Nothing off the top of my head, but thanks!
Be sure to ping me on my board or through e-mail.
I don't really stop in much here, unless someone links me.

> would the same still apply in this case?

Possibly, yes. Can't say for sure since I don't know when the CPU caches the interlace flag for the actual screen rendering.

If that ROM of yours only displays the one screen and nothing else, and you can post the source of it too, then we can post it up on my board and whenever someone has time, we can look into it.

EDIT: okay yeah, nice that it's just one screen then.

I put up a topic here:
http://board.byuu.org/phpbb3/viewtopic.php?f=4&t=446&p=9576#p9576

No promises we'll fix it; but could you provide commented source for this? Makes it easier than using a disassembler.
Originally posted by byuu
I put up a topic here:
http://board.byuu.org/phpbb3/viewtopic.php?f=4&t=446&p=9576#p9576

No promises we'll fix it; but could you provide commented source for this? Makes it easier than using a disassembler.

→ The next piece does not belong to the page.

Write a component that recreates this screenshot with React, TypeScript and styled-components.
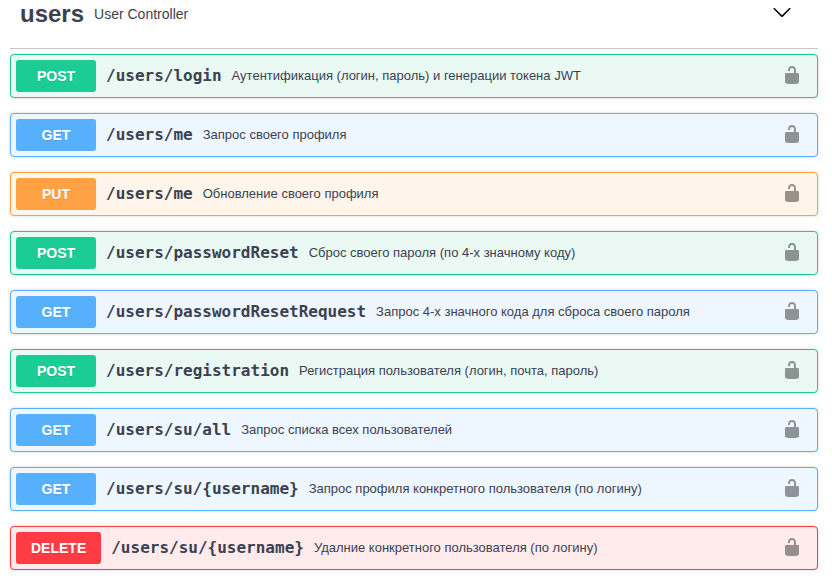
import React from "react";
import styled, { createGlobalStyle } from "styled-components";

type Method = "GET" | "POST" | "PUT" | "DELETE";

const palette: Record<Method, { main: string; tint: string }> = {
  GET: { main: "#57b0fb", tint: "#eef6ff" },
  POST: { main: "#1bcc94", tint: "#eaf9f4" },
  PUT: { main: "#ffa144", tint: "#fff5ea" },
  DELETE: { main: "#ff3b43", tint: "#ffebeb" },
};

const operations: { method: Method; path: string; summary: string }[] = [
  { method: "POST", path: "/users/login", summary: "Аутентификация (логин, пароль) и генерации токена JWT" },
  { method: "GET", path: "/users/me", summary: "Запрос своего профиля" },
  { method: "PUT", path: "/users/me", summary: "Обновление своего профиля" },
  { method: "POST", path: "/users/passwordReset", summary: "Сброс своего пароля (по 4-х значному коду)" },
  { method: "GET", path: "/users/passwordResetRequest", summary: "Запрос 4-х значного кода для сброса своего пароля" },
  { method: "POST", path: "/users/registration", summary: "Регистрация пользователя (логин, почта, пароль)" },
  { method: "GET", path: "/users/su/all", summary: "Запрос списка всех пользователей" },
  { method: "GET", path: "/users/su/{username}", summary: "Запрос профиля конкретного пользователя (по логину)" },
  { method: "DELETE", path: "/users/su/{username}", summary: "Удалние конкретного пользователя (по логину)" },
];

const GlobalStyle = createGlobalStyle`
  * { box-sizing: border-box; }
  body {
    margin: 0;
    background: #fff;
    color: #3b4151;
    font-family: "Liberation Sans", Arial, sans-serif;
    overflow: hidden;
  }
`;

const Page = styled.main`
  width: 832px;
  height: 582px;
  padding: 0 14px 0 10px;
  overflow: hidden;
`;

const TagHeader = styled.header`
  display: flex;
  align-items: flex-start;
  height: 49px;
  padding: 0 26px 0 10px;
  border-bottom: 1px solid rgba(59, 65, 81, 0.3);
  margin-bottom: 5px;
`;

const TagName = styled.h2`
  margin: 0;
  font-size: 24px;
  line-height: 28px;
  font-weight: 700;
`;

const TagDescription = styled.span`
  flex: 1;
  padding: 0 10px;
  font-size: 14px;
  line-height: 28px;
`;

const Chevron = styled.svg`
  width: 20px;
  height: 20px;
  margin-top: 2px;
  fill: #000;
`;

const OperationList = styled.section`
  display: flex;
  flex-direction: column;
  gap: 15px;
`;

const Operation = styled.article<{ $method: Method }>`
  display: flex;
  align-items: flex-start;
  height: 44px;
  padding: 5px 15px 5px 5px;
  border: 1px solid ${(p) => palette[p.$method].main};
  border-radius: 4px;
  background: ${(p) => palette[p.$method].tint};
  box-shadow: 0 0 3px rgba(0, 0, 0, 0.19);
`;

const MethodBadge = styled.span<{ $method: Method }>`
  min-width: 80px;
  padding: 0 15px;
  border-radius: 3px;
  background: ${(p) => palette[p.$method].main};
  color: #fff;
  font-size: 14px;
  font-weight: 700;
  line-height: 32px;
  text-align: center;
  text-shadow: 0 1px 0 rgba(0, 0, 0, 0.1);
`;

const Path = styled.span`
  padding: 0 10px;
  font-family: "DejaVu Sans Mono", monospace;
  font-size: 16px;
  font-weight: 600;
  line-height: 31px;
`;

const Summary = styled.span`
  flex: 1;
  font-size: 13px;
  line-height: 31px;
`;

const Lock = styled.svg`
  width: 20px;
  height: 20px;
  margin-top: 5px;
  opacity: 0.4;
`;

export default function App() {
  return (
    <Page>
      <GlobalStyle />
      <TagHeader>
        <TagName>users</TagName>
        <TagDescription>User Controller</TagDescription>
        <Chevron viewBox="0 0 20 20">
          <path d="M17.418 6.109c.272-.268.709-.268.979 0s.271.701 0 .969l-7.908 7.83c-.27.268-.707.268-.979 0l-7.908-7.83c-.27-.268-.27-.701 0-.969.271-.268.709-.268.979 0L10 13.25l7.418-7.141z" />
        </Chevron>
      </TagHeader>
      <OperationList>
        {operations.map((op) => (
          <Operation key={op.method + op.path} $method={op.method}>
            <MethodBadge $method={op.method}>{op.method}</MethodBadge>
            <Path>{op.path}</Path>
            <Summary>{op.summary}</Summary>
            <Lock viewBox="0 0 20 20">
              <path d="M15.8 8H14V5.6C14 2.703 12.665 1 10 1 7.334 1 6 2.703 6 5.6V6h2v-.801C8 3.754 8.797 3 10 3c1.203 0 2 .754 2 2.199V8H4c-.553 0-1 .646-1 1.199V17c0 .549.428 1.139.951 1.307l1.197.387C5.672 18.861 6.55 19 7.1 19h5.8c.549 0 1.428-.139 1.951-.307l1.196-.387c.524-.167.953-.757.953-1.306V9.199C17 8.646 16.352 8 15.8 8z" />
            </Lock>
          </Operation>
        ))}
      </OperationList>
    </Page>
  );
}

will finally use my byuuforum account for something useful #thp{>_<2}

and yeah, i'll go fix up my code before posting it there. thanks
Originally posted by RanAS

ZMZ - ZSNES interface with the accurate emulation of other SNES emulators


Ok, thank you for the suggestion. I have been finding of late that ZSNES has been acting quite unstable and unreliable, so I figure I should retire it. In its place I will certainly try out ZMZ as you suggested.

And yet most hacks actually work with ZSNES than ZMZ or Snes9x.


Originally posted by Erikas0012
And yet most hacks actually work with ZSNES than ZMZ or Snes9x.


Please, do not bump. This thread is over 3 years old. Closing this.